Dataset extract
Start
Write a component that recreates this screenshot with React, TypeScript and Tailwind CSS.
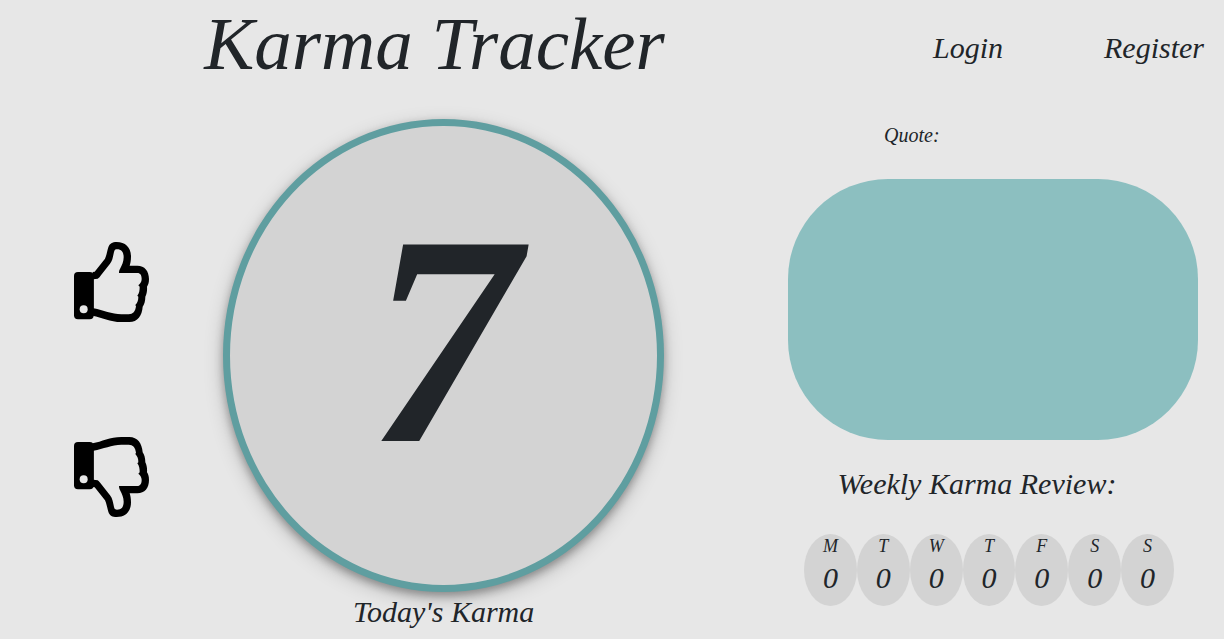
const days = ["M", "T", "W", "T", "F", "S", "S"];

const handPath =
  "M128 156 L134 155 L165 116 C170 105 171 95 175 82 C179 70 187 66 200 66 C226 66 243 82 243 110 C243 122 241 130 239 137 L262 137 C284 137 297 153 297 177 C297 189 294 195 291 200 C292 212 290 222 286 230 C286 243 283 253 278 260 C276 287 263 306 238 306 L214 306 C180 306 155 292 128 287 Z M131 178 L143 176 C147 174 150 169 154 164 L180 131 C188 122 189 108 192 96 C194 89 196 88 201 88 C215 88 221 97 221 112 C221 125 216 135 211 145 C208 150 207 154 207 159 L262 159 C271 159 275 166 275 177 C275 185 271 191 265 196 L269 200 C269 211 268 219 262 227 L265 230 C265 241 263 247 256 255 L258 259 C256 275 249 283 236 283 L214 283 C185 283 160 270 131 265 Z";

function ThumbUp() {
  return (
    <svg viewBox="72 66 225 240" className="h-20 w-[75px]" aria-hidden="true">
      <path d={handPath} fillRule="evenodd" />
      <rect x="72" y="156" width="59" height="142" rx="12" />
      <circle cx="101" cy="268" r="12" fill="#e7e7e7" />
    </svg>
  );
}

function ThumbDown() {
  return (
    <svg viewBox="72 651 225 240" className="h-20 w-[75px]" aria-hidden="true">
      <path d={handPath} fillRule="evenodd" transform="translate(0 957) scale(1 -1)" />
      <rect x="72" y="666" width="59" height="142" rx="12" />
      <circle cx="101" cy="778" r="12" fill="#e7e7e7" />
    </svg>
  );
}

export default function App() {
  return (
    <div className="min-h-screen bg-[#e7e7e7] font-['Satisfy','Liberation_Serif',serif] text-[#212529] italic">
      <header className="flex h-[119px] items-start">
        <h1 className="w-[71%] text-center text-[75px] leading-[88px]">Karma Tracker</h1>
        <nav className="flex flex-1 justify-between pt-7 pr-5 pl-16 text-[30px] leading-10">
          <a href="#login">Login</a>
          <a href="#register">Register</a>
        </nav>
      </header>

      <main className="grid grid-cols-[18.25%_36%_1fr]">
        <div className="flex flex-col items-center gap-[115px] pt-[123px] text-black">
          <button type="button" aria-label="Good karma">
            <ThumbUp />
          </button>
          <button type="button" aria-label="Bad karma">
            <ThumbDown />
          </button>
        </div>

        <section className="text-center">
          <div className="flex h-[473px] items-center justify-center rounded-[50%] border-[7px] border-[#5f9ea0] bg-[#d3d3d3] pb-8 shadow-[0_4px_8px_0_rgba(0,0,0,0.3),0_6px_20px_0_rgba(0,0,0,0.19)]">
            <span className="text-[300px] leading-none font-bold">7</span>
          </div>
          <h2 className="text-[30px] leading-10">Today's Karma</h2>
        </section>

        <aside className="pr-[26px] pl-[124px]">
          <h3 className="pl-24 text-xl leading-8">Quote:</h3>
          <div className="mt-7 h-[261px] rounded-[100px] bg-[#8cbfc0]" />
          <h2 className="pt-6 pr-8 text-center text-[30px] leading-10">Weekly Karma Review:</h2>
          <ul className="mt-[30px] mr-6 ml-4 grid grid-cols-7">
            {days.map((day, i) => (
              <li key={i} className="h-[72px] rounded-[50%] bg-[#d3d3d3] text-center">
                <div className="text-lg leading-6">{day}</div>
                <div className="text-[30px] leading-10">0</div>
              </li>
            ))}
          </ul>
        </aside>
      </main>
    </div>
  );
}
End
What you should do
Reproduce each line exactly as it appears, omitting the pictures.

Final answer
Write a component that recreates this screenshot with React, TypeScript and Tailwind CSS.
const days = ["M", "T", "W", "T", "F", "S", "S"];

const handPath =
  "M128 156 L134 155 L165 116 C170 105 171 95 175 82 C179 70 187 66 200 66 C226 66 243 82 243 110 C243 122 241 130 239 137 L262 137 C284 137 297 153 297 177 C297 189 294 195 291 200 C292 212 290 222 286 230 C286 243 283 253 278 260 C276 287 263 306 238 306 L214 306 C180 306 155 292 128 287 Z M131 178 L143 176 C147 174 150 169 154 164 L180 131 C188 122 189 108 192 96 C194 89 196 88 201 88 C215 88 221 97 221 112 C221 125 216 135 211 145 C208 150 207 154 207 159 L262 159 C271 159 275 166 275 177 C275 185 271 191 265 196 L269 200 C269 211 268 219 262 227 L265 230 C265 241 263 247 256 255 L258 259 C256 275 249 283 236 283 L214 283 C185 283 160 270 131 265 Z";

function ThumbUp() {
  return (
    <svg viewBox="72 66 225 240" className="h-20 w-[75px]" aria-hidden="true">
      <path d={handPath} fillRule="evenodd" />
      <rect x="72" y="156" width="59" height="142" rx="12" />
      <circle cx="101" cy="268" r="12" fill="#e7e7e7" />
    </svg>
  );
}

function ThumbDown() {
  return (
    <svg viewBox="72 651 225 240" className="h-20 w-[75px]" aria-hidden="true">
      <path d={handPath} fillRule="evenodd" transform="translate(0 957) scale(1 -1)" />
      <rect x="72" y="666" width="59" height="142" rx="12" />
      <circle cx="101" cy="778" r="12" fill="#e7e7e7" />
    </svg>
  );
}

export default function App() {
  return (
    <div className="min-h-screen bg-[#e7e7e7] font-['Satisfy','Liberation_Serif',serif] text-[#212529] italic">
      <header className="flex h-[119px] items-start">
        <h1 className="w-[71%] text-center text-[75px] leading-[88px]">Karma Tracker</h1>
        <nav className="flex flex-1 justify-between pt-7 pr-5 pl-16 text-[30px] leading-10">
          <a href="#login">Login</a>
          <a href="#register">Register</a>
        </nav>
      </header>

      <main className="grid grid-cols-[18.25%_36%_1fr]">
        <div className="flex flex-col items-center gap-[115px] pt-[123px] text-black">
          <button type="button" aria-label="Good karma">
            <ThumbUp />
          </button>
          <button type="button" aria-label="Bad karma">
            <ThumbDown />
          </button>
        </div>

        <section className="text-center">
          <div className="flex h-[473px] items-center justify-center rounded-[50%] border-[7px] border-[#5f9ea0] bg-[#d3d3d3] pb-8 shadow-[0_4px_8px_0_rgba(0,0,0,0.3),0_6px_20px_0_rgba(0,0,0,0.19)]">
            <span className="text-[300px] leading-none font-bold">7</span>
          </div>
          <h2 className="text-[30px] leading-10">Today's Karma</h2>
        </section>

        <aside className="pr-[26px] pl-[124px]">
          <h3 className="pl-24 text-xl leading-8">Quote:</h3>
          <div className="mt-7 h-[261px] rounded-[100px] bg-[#8cbfc0]" />
          <h2 className="pt-6 pr-8 text-center text-[30px] leading-10">Weekly Karma Review:</h2>
          <ul className="mt-[30px] mr-6 ml-4 grid grid-cols-7">
            {days.map((day, i) => (
              <li key={i} className="h-[72px] rounded-[50%] bg-[#d3d3d3] text-center">
                <div className="text-lg leading-6">{day}</div>
                <div className="text-[30px] leading-10">0</div>
              </li>
            ))}
          </ul>
        </aside>
      </main>
    </div>
  );
}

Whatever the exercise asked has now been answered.